POPs identification using simple low-code machine learning

Lei Xin; Haiying Yu; Sisi Liu; Guang-Guo Ying; Chang-Er Chen

doi:10.1016/j.scitotenv.2024.171143

POPs identification using simple low-code machine learning

Sci Total Environ. 2024 Apr 15:921:171143. doi: 10.1016/j.scitotenv.2024.171143. Epub 2024 Feb 20.

Authors

Lei Xin¹, Haiying Yu², Sisi Liu¹, Guang-Guo Ying¹, Chang-Er Chen³

Affiliations

¹ School of Environment, MOE Key Laboratory of Theoretical Chemistry of Environment, South China Normal University, Guangzhou 510006, China; Environmental Research Institute, Guangdong Provincial Key Laboratory of Chemical Pollution and Environmental Safety, South China Normal University, Guangzhou 510006, China.
² College of Geography and Environmental Sciences, Zhejiang Normal University, Jinhua 321004, China.
³ School of Environment, MOE Key Laboratory of Theoretical Chemistry of Environment, South China Normal University, Guangzhou 510006, China; Environmental Research Institute, Guangdong Provincial Key Laboratory of Chemical Pollution and Environmental Safety, South China Normal University, Guangzhou 510006, China. Electronic address: changer.chen@m.scnu.edu.cn.

PMID: 38387592
DOI: 10.1016/j.scitotenv.2024.171143

Abstract

Effectively identifying persistent organic pollutants (POPs) with extensive organic chemical datasets poses a formidable challenge but is of utmost importance. Leveraging machine learning techniques can enhance this process, but previous models often demanded advanced programming skills and high-end computing resources. In this study, we harnessed the simplicity of PyCaret, a Python-based package, to construct machine-learning models for POP screening based on 2D molecular descriptors. We compared the performance of these models against a deep convolutional neural network (DCNN) model.

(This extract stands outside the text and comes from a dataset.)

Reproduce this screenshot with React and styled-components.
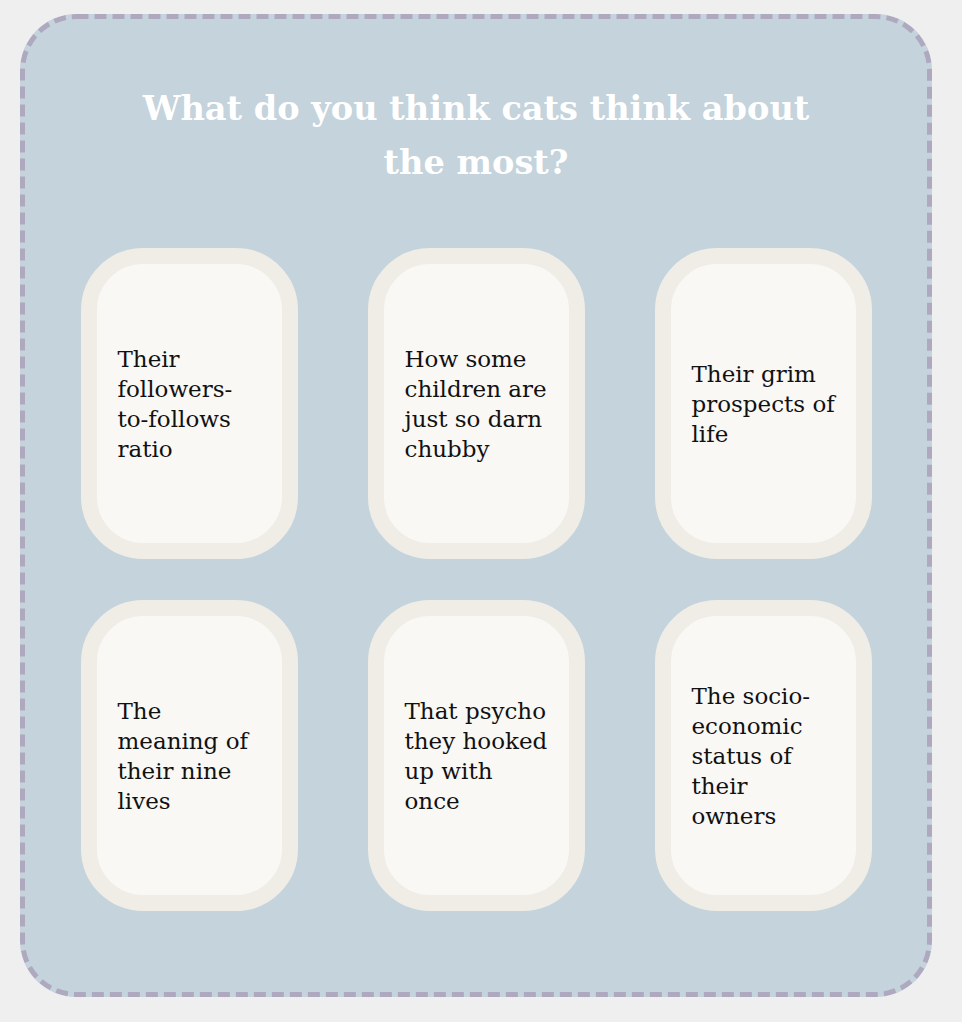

Utilising minimal Python code, we generated several models that exhibited superior or comparable performance to the DCNN. The most outstanding performer, the Light Gradient Boosting Machine (LGBM), achieved an accuracy of 96.20 %, an AUC of 97.70 %, and an F1 score of 82.58 %. This model outshone the DCNN model. Furthermore, it excelled in identifying POPs within the REACH PBT and compiled industrial chemical lists. Our findings highlight the accessibility and simplicity of PyCaret, requiring only a few lines of code, rendering it suitable for non-computing professionals in environmental sciences. The ability of low code machine learning tools (e.g. PyCaret) to facilitate model comparison and interpretation holds promise, encouraging prompt assessment and management of chemical substances.

Keywords: Chemical management; Classification; Machine learning; Persistent organic pollutants (POPs); PyCaret; Risk assessment.